SHANGHAI — China stocks rose on Monday on signs of a stabilizing domestic economy and increasing expectations of government stimulus to aid growth, while Hong Kong shares dipped.
** The CSI300 index rose 0.5% to 4,176.50 by the end of the morning session, while the Shanghai Composite Index gained 0.4% to 3,088.59.
** In Hong Kong, the Hang Seng index dropped 0.4% to 28,942.57, while the Hong Kong China Enterprises Index lost 0.2% to 11,401.63.
** China is confident of maintaining steady industrial growth this year despite big pressures facing the sector, Minister of Industry and Information Technology Miao Wei said on Monday.
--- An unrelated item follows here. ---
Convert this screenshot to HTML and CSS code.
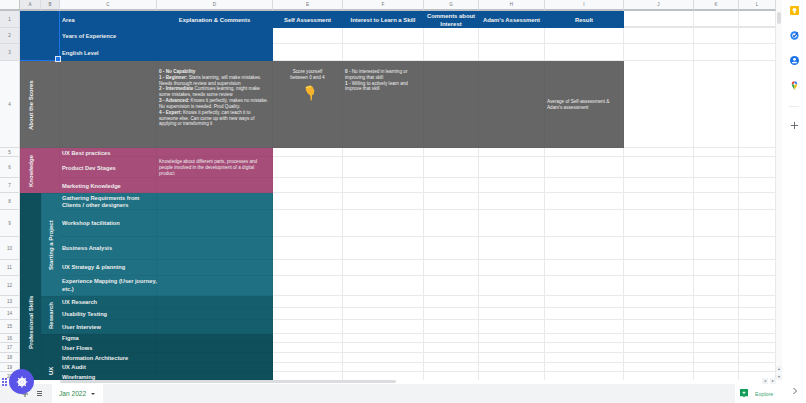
FILE: index.html
```html
<!DOCTYPE html>
<html lang="en">
<head>
    <meta charset="UTF-8">
    <title>Skills Matrix</title>
    <link rel="stylesheet" href="styles.css">
</head>
<body>
    <div class="main">
        <div class="sheet">
            <div class="clip">
                <div class="grid">
                    <!-- column letters -->
                    <div class="corner"></div>
                    <div class="ch sel">A</div><div class="ch sel">B</div><div class="ch">C</div><div class="ch">D</div><div class="ch">E</div><div class="ch">F</div><div class="ch">G</div><div class="ch">H</div><div class="ch">I</div><div class="ch">J</div><div class="ch">K</div><div class="ch">L</div>

                    <!-- row 1 -->
                    <div class="rh sel">1</div>
                    <div class="blue merged-top"></div>
                    <div class="blue area">Area</div>
                    <div class="blue head">Explanation &amp; Comments</div>
                    <div class="blue head">Self Assessment</div>
                    <div class="blue head">Interest to Learn a Skill</div>
                    <div class="blue head">Comments about Interest</div>
                    <div class="blue head">Adam's Assessment</div>
                    <div class="blue head">Result</div>
                    <div class="frozen"></div><div class="frozen"></div><div class="frozen"></div>

                    <!-- rows 2, 3 -->
                    <div class="rh sel">2</div>
                    <div class="blue area">Years of Experience</div>
                    <div class="blue"></div><div></div><div></div><div></div><div></div><div></div><div></div><div></div><div></div>
                    <div class="rh sel">3</div>
                    <div class="blue area">English Level</div>
                    <div class="blue"></div><div></div><div></div><div></div><div></div><div></div><div></div><div></div><div></div>

                    <!-- row 4 -->
                    <div class="rh">4</div>
                    <div class="grey side">About the Scores</div>
                    <div class="grey"></div>
                    <div class="grey"></div>
                    <div class="grey note top">
                        <b>0 - No Capability</b><br>
                        <b>1 - Beginner:</b> Starts learning, will make mistakes.<br>Needs thorough review and supervision<br>
                        <b>2 - Intermediate</b> Continues learning, might make<br>some mistakes, needs some review<br>
                        <b>3 - Advanced:</b> Knows it perfectly, makes no mistake.<br>No supervision is needed. Prod Quality.<br>
                        <b>4 - Expert:</b> Knows it perfectly, can teach it to<br>someone else. Can come up with new ways of<br>applying or transforming it
                    </div>
                    <div class="grey note top score">
                        Score yourself<br>between 0 and 4
                        <svg class="hand" viewBox="0 0 10 16">
                            <path d="M.6 2 L5.6 .4 L7.8 2 L9.4 6 L8.6 9.4 L7.2 10 L6.8 15.5 L5.8 15.5 L5.2 10.5 L2.8 8.4 L1 5.6 Z" fill="#f6b42c"/>
                            <path d="M.6 2 L5.6 .4 L6.2 2 L1.6 3.4 Z" fill="#fbd04c"/>
                        </svg>
                    </div>
                    <div class="grey note top">
                        <b>0</b> - No interested in learning or<br>improving that skill<br>
                        <b>1</b> - Willing to actively learn and<br>improve that skill
                    </div>
                    <div class="grey"></div>
                    <div class="grey"></div>
                    <div class="grey note">Average of Self-assessment &amp; Adam's assessment</div>
                    <div></div><div></div><div></div>

                    <!-- rows 5-7 -->
                    <div class="rh">5</div>
                    <div class="pink side span3">Knowledge</div>
                    <div class="pink span3"></div>
                    <div class="pink area">UX Best practices</div>
                    <div class="pink"></div><div></div><div></div><div></div><div></div><div></div><div></div><div></div><div></div>
                    <div class="rh">6</div>
                    <div class="pink area">Product Dev Stages</div>
                    <div class="pink note">Knowledge about different parts, processes and people involved in the development of a digital product</div>
                    <div></div><div></div><div></div><div></div><div></div><div></div><div></div><div></div>
                    <div class="rh">7</div>
                    <div class="pink area">Marketing Knowledge</div>
                    <div class="pink"></div><div></div><div></div><div></div><div></div><div></div><div></div><div></div><div></div>

                    <!-- rows 8-12 -->
                    <div class="rh">8</div>
                    <div class="teal-dark side span13 pro">Professional Skills</div>
                    <div class="teal side span5">Starting a Project</div>
                    <div class="teal area"><span>Gathering Requirments from<br>Clients / other designers</span></div>
                    <div class="teal"></div><div></div><div></div><div></div><div></div><div></div><div></div><div></div><div></div>
                    <div class="rh">9</div>
                    <div class="teal area">Workshop facilitation</div>
                    <div class="teal"></div><div></div><div></div><div></div><div></div><div></div><div></div><div></div><div></div>
                    <div class="rh">10</div>
                    <div class="teal area">Business Analysis</div>
                    <div class="teal"></div><div></div><div></div><div></div><div></div><div></div><div></div><div></div><div></div>
                    <div class="rh">11</div>
                    <div class="teal area raised">UX Strategy &amp; planning</div>
                    <div class="teal"></div><div></div><div></div><div></div><div></div><div></div><div></div><div></div><div></div>
                    <div class="rh">12</div>
                    <div class="teal area raised"><span>Experience Mapping (User journey,<br>etc.)</span></div>
                    <div class="teal"></div><div></div><div></div><div></div><div></div><div></div><div></div><div></div><div></div>

                    <!-- rows 13-15 -->
                    <div class="rh">13</div>
                    <div class="teal-mid side span3">Research</div>
                    <div class="teal-mid area">UX Research</div>
                    <div class="teal-mid"></div><div></div><div></div><div></div><div></div><div></div><div></div><div></div><div></div>
                    <div class="rh">14</div>
                    <div class="teal-mid area">Usability Testing</div>
                    <div class="teal-mid"></div><div></div><div></div><div></div><div></div><div></div><div></div><div></div><div></div>
                    <div class="rh">15</div>
                    <div class="teal-mid area">User Interview</div>
                    <div class="teal-mid"></div><div></div><div></div><div></div><div></div><div></div><div></div><div></div><div></div>

                    <!-- rows 16-20 -->
                    <div class="rh">16</div>
                    <div class="teal-dark side span5 ux">UX</div>
                    <div class="teal-dark area">Figma</div>
                    <div class="teal-dark"></div><div></div><div></div><div></div><div></div><div></div><div></div><div></div><div></div>
                    <div class="rh">17</div>
                    <div class="teal-dark area">User Flows</div>
                    <div class="teal-dark"></div><div></div><div></div><div></div><div></div><div></div><div></div><div></div><div></div>
                    <div class="rh">18</div>
                    <div class="teal-dark area">Information Architecture</div>
                    <div class="teal-dark"></div><div></div><div></div><div></div><div></div><div></div><div></div><div></div><div></div>
                    <div class="rh">19</div>
                    <div class="teal-dark area">UX Audit</div>
                    <div class="teal-dark"></div><div></div><div></div><div></div><div></div><div></div><div></div><div></div><div></div>
                    <div class="rh">20</div>
                    <div class="teal-dark area">Wireframing</div>
                    <div class="teal-dark"></div><div></div><div></div><div></div><div></div><div></div><div></div><div></div><div></div>
                </div>
            </div>
            <div class="hscroll">
                <div class="hthumb"></div>
                <div class="harrows"><span>&#9666;</span><span>&#9656;</span></div>
            </div>
        </div>

        <div class="vscroll">
            <div class="vthumb"></div>
            <div class="varrows"><span>&#9652;</span><span>&#9662;</span></div>
        </div>

        <div class="sidebar">
            <svg class="side-icon" viewBox="0 0 10 10">
                <rect width="10" height="10" rx="1.2" fill="#fbbc04"/>
                <circle cx="5" cy="4.3" r="2.2" fill="#fff"/>
                <rect x="4" y="6" width="2" height="2" fill="#fff"/>
            </svg>
            <svg class="side-icon" viewBox="0 0 10 10">
                <circle cx="5" cy="5" r="4.6" fill="#2684fc"/>
                <circle cx="5" cy="5" r="2.6" fill="#fff"/>
                <path d="M3.4 5 L4.7 6.3 L8.6 1.6" fill="none" stroke="#1a56c4" stroke-width="1.3"/>
            </svg>
            <svg class="side-icon" viewBox="0 0 10 10">
                <circle cx="5" cy="5" r="5" fill="#1a73e8"/>
                <circle cx="5" cy="3.7" r="1.6" fill="#fff"/>
                <path d="M2 8 C2.4 5.8 7.6 5.8 8 8 Z" fill="#fff"/>
            </svg>
            <svg class="side-icon" viewBox="0 0 10 10">
                <path d="M5 10 C4.4 8 2 6.4 2 3.6 L5 3.6 Z" fill="#34a853"/>
                <path d="M5 10 C5.6 8 8 6.4 8 3.6 L5 3.6 Z" fill="#fbbc04"/>
                <path d="M2 3.6 A3 3 0 0 1 5 .4 L5 3.6 Z" fill="#ea4335"/>
                <path d="M8 3.6 A3 3 0 0 0 5 .4 L5 3.6 Z" fill="#4285f4"/>
                <circle cx="5" cy="3.6" r="1.1" fill="#fff"/>
            </svg>
            <div class="side-rule"></div>
            <svg class="side-icon plus" viewBox="0 0 10 10">
                <path d="M5 1 V9 M1 5 H9" stroke="#5f6368" stroke-width="1"/>
            </svg>
        </div>
    </div>

    <div class="tabs">
        <svg class="tab-add" viewBox="0 0 6 6">
            <path d="M3 0 V6 M0 3 H6" stroke="#5f6368" stroke-width="1"/>
        </svg>
        <div class="tab-menu"><span></span><span></span><span></span></div>
        <div class="tab">Jan 2022 <i class="caret"></i></div>
        <div class="explore">
            <svg class="explore-icon" viewBox="0 0 10 11">
                <path d="M0 0 H10 V9 H6.2 L5 10.6 L3.8 9 H0 Z" fill="#0f9d58"/>
                <path d="M5 2 L5.7 3.8 L7.6 4.5 L5.7 5.2 L5 7 L4.3 5.2 L2.4 4.5 L4.3 3.8 Z" fill="#fff"/>
            </svg>
            <span>Explore</span>
        </div>
        <div class="tabs-end">
            <svg class="chevron" viewBox="0 0 6 8">
                <path d="M1.5 1 L4.5 4 L1.5 7" fill="none" stroke="#5f6368" stroke-width="1"/>
            </svg>
        </div>
    </div>

    <!-- extension button floating over the sheet -->
    <div class="dots"><span></span><span></span><span></span><span></span><span></span><span></span></div>
    <div class="fab">
        <svg viewBox="0 0 12 12">
            <circle cx="6" cy="6" r="3.2" fill="none" stroke="#fff" stroke-width="1.8"/>
            <path d="M6 .6 V11.4 M.6 6 H11.4 M2.2 2.2 L9.8 9.8 M9.8 2.2 L2.2 9.8" stroke="#fff" stroke-width="1.2"/>
            <circle cx="6" cy="6" r="1" fill="#fff"/>
        </svg>
    </div>
</body>
</html>
```

FILE: styles.css
```css
* {
    margin: 0;
    padding: 0;
    box-sizing: border-box;
}

body {
    width: 806px;
    height: 403px;
    overflow: hidden;
    background: #fff;
    font-family: "Liberation Sans", Arial, sans-serif;
    position: relative;
}

.main {
    display: flex;
    height: 384px;
}

.sheet {
    width: 776px;
    display: flex;
    flex-direction: column;
}

.clip {
    height: 380px;
    overflow: hidden;
}

.grid {
    display: grid;
    grid-template-columns: 20px 21px 19px 97px 116px 70px 81px 55px 66px 79px 70px 45px 37px;
    grid-template-rows: 11px 17px 16px 17px 87px 9px 21px 15px 17px 27px 23px 16px 20px 12px 12px 14px 9px 10px 10px 9px 10px;
}

/* plain cell */
.grid > div {
    min-width: 0;
    min-height: 0;
    border-right: 1px solid #e8e9ea;
    border-bottom: 1px solid #e8e9ea;
}

.grid > .corner {
    background: #f8f9fa;
    border-right: 1px solid #c4c7c5;
    border-bottom: 2px solid #bdc1c6;
}

.grid > .ch {
    background: #f8f9fa;
    color: #70757a;
    font-size: 4.6px;
    display: flex;
    align-items: center;
    justify-content: center;
    border-right: 1px solid #dadce0;
    border-bottom: 2px solid #bdc1c6;
}

.grid > .rh {
    background: #f8f9fa;
    color: #70757a;
    font-size: 4.6px;
    display: flex;
    align-items: center;
    justify-content: center;
    border-right: 1px solid #dadce0;
    border-bottom: 1px solid #dadce0;
}

.grid > .sel {
    background: #e8eaed;
}

.grid > .frozen {
    border-bottom: 2px solid #e4e5e6;
}

/* colours */
.grid > .blue {
    background: #0b5394;
    border-color: #0b5394;
}

.grid > .grey {
    background: #666;
    border-color: #626262;
}

.grid > .pink {
    background: #a64d79;
    border-color: #a04a75;
}

.grid > .teal {
    background: #1e7082;
    border-color: #1c6a7b;
}

.grid > .teal-mid {
    background: #155e6d;
    border-color: #145a68;
}

.grid > .teal-dark {
    background: #0f4e5b;
    border-color: #0e4b57;
}

/* selected block A1:B3 */
.grid > .merged-top {
    grid-column: span 2;
    grid-row: span 3;
    border-right: 1px solid #1a73e8;
    border-bottom: 1px solid #1a73e8;
    position: relative;
}

.merged-top::after {
    content: "";
    position: absolute;
    right: -2px;
    bottom: -2px;
    width: 4px;
    height: 4px;
    background: #1a73e8;
    border: 1px solid #dfe8f5;
}

.span3 {
    grid-row: span 3;
}

.span5 {
    grid-row: span 5;
}

.span13 {
    grid-row: span 13;
}

/* text cells */
.area {
    color: #eee;
    font-size: 5.7px;
    font-weight: bold;
    line-height: 7.4px;
    padding: 2px 0 0 2px;
    white-space: nowrap;
    display: flex;
    align-items: center;
}

.blue.area,
.pink.area {
    padding-top: 3px;
}

.teal.raised {
    padding-top: 0;
}

.head {
    color: #f3f3f3;
    font-size: 5.9px;
    font-weight: bold;
    line-height: 7.2px;
    padding-top: 3px;
    text-align: center;
    display: flex;
    align-items: center;
    justify-content: center;
}

.note {
    color: #eee;
    font-size: 4.65px;
    line-height: 5.83px;
    padding: 2px 2px 0;
    display: flex;
    flex-direction: column;
    justify-content: center;
}

.note.top {
    display: block;
    padding-top: 8px;
    white-space: nowrap;
}

.score {
    text-align: center;
}

.hand {
    display: block;
    width: 10px;
    height: 16px;
    margin: 4px auto 0 30px;
}

.side {
    color: #f3f3f3;
    font-size: 6px;
    font-weight: bold;
    writing-mode: vertical-rl;
    transform: rotate(180deg);
    text-align: center;
    display: flex;
    align-items: center;
    justify-content: center;
}

.grid > .pro {
    justify-content: flex-start;
    padding-top: 33px;
}

.grid > .ux {
    justify-content: flex-start;
    padding-top: 7px;
}

/* scrollbars */
.hscroll {
    height: 4px;
    display: flex;
    justify-content: space-between;
    padding-left: 60px;
    background: #fff;
}

.hthumb {
    width: 336px;
    height: 3px;
    background: #dadce0;
    border-radius: 2px;
}

.harrows {
    display: flex;
    gap: 2px;
    margin-top: -2px;
    color: #80868b;
    font-size: 4px;
    line-height: 5px;
}

.harrows span,
.varrows span {
    display: block;
    width: 6px;
    text-align: center;
    background: #f1f3f4;
}

.vscroll {
    width: 6px;
    height: 380px;
    background: #fafafa;
    padding-top: 12px;
    display: flex;
    flex-direction: column;
    justify-content: space-between;
    align-items: center;
}

.vthumb {
    width: 4px;
    height: 12px;
    background: #dadce0;
    border-radius: 2px;
}

.varrows {
    display: flex;
    flex-direction: column;
    gap: 2px;
    color: #80868b;
    font-size: 4px;
    line-height: 6px;
}

.sidebar {
    width: 24px;
    display: flex;
    flex-direction: column;
    align-items: center;
    padding: 5.5px 1px 0 0;
    margin-left: 1px;
    gap: 16px;
}

.side-icon {
    width: 9px;
    height: 9px;
    display: block;
}

.side-rule {
    width: 10px;
    height: 1px;
    background: #e8eaed;
}

.side-icon.plus {
    margin-top: -2px;
}

/* sheet tabs */
.tabs {
    height: 19px;
    background: #f1f3f4;
    display: flex;
    align-items: center;
    padding-left: 22px;
}

.tab-add {
    width: 6px;
    height: 6px;
    margin-right: 9px;
}

.tab-menu {
    width: 5px;
    display: flex;
    flex-direction: column;
    gap: 1px;
}

.tab-menu span {
    height: 1px;
    background: #5f6368;
}

.tab {
    margin-left: 10px;
    width: 51px;
    height: 19px;
    background: #fff;
    color: #2c8a4e;
    font-size: 6.6px;
    display: flex;
    align-items: center;
    padding-left: 7px;
    gap: 5px;
}

.caret {
    width: 0;
    height: 0;
    border-left: 2px solid transparent;
    border-right: 2px solid transparent;
    border-top: 2px solid #444;
}

.explore {
    margin-left: auto;
    width: 47px;
    height: 19px;
    background: #fff;
    color: #3ba573;
    font-size: 5.4px;
    display: flex;
    align-items: center;
    padding-left: 5px;
    gap: 7px;
}

.explore-icon {
    width: 8px;
    height: 9px;
}

.tabs-end {
    width: 24px;
    height: 19px;
    padding: 0 0 6px 1px;
    background: #fff;
    display: flex;
    align-items: center;
    justify-content: center;
}

.chevron {
    width: 6px;
    height: 8px;
}

/* floating button */
.fab {
    position: absolute;
    left: 9px;
    top: 369px;
    width: 25px;
    height: 25px;
    border-radius: 50%;
    background: #5b54e8;
    display: flex;
    align-items: center;
    justify-content: center;
}

.fab svg {
    width: 12px;
    height: 12px;
}

.dots {
    position: absolute;
    left: 2px;
    top: 378px;
    width: 6px;
    display: grid;
    grid-template-columns: 2px 2px;
    gap: 1px 1px;
}

.dots span {
    height: 2px;
    background: #6f6ae6;
}
```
** His remarks came after China’s industrial output topped expectations in December by growing 6.9% from a year earlier, the strongest pace in nine months.
** Investors also expect more government stimulus ahead after China’s economic growth cooled to a near 30-year low of 6.1% in 2019 amid a bruising trade war with the United States.
** Among shares, hotel operators and tourism firms slumped following news that an outbreak of a new coronavirus in China was spreading to other cities, raising concerns around its containment and clouding travel plans of millions of Chinese for Lunar New Year holiday.
** BTG Hotels Group Co and Shanghai Jin Jiang International Hotels Development Co tumbled over 7%, while tourism company Songcheng Performance Development Co slumped over 8%.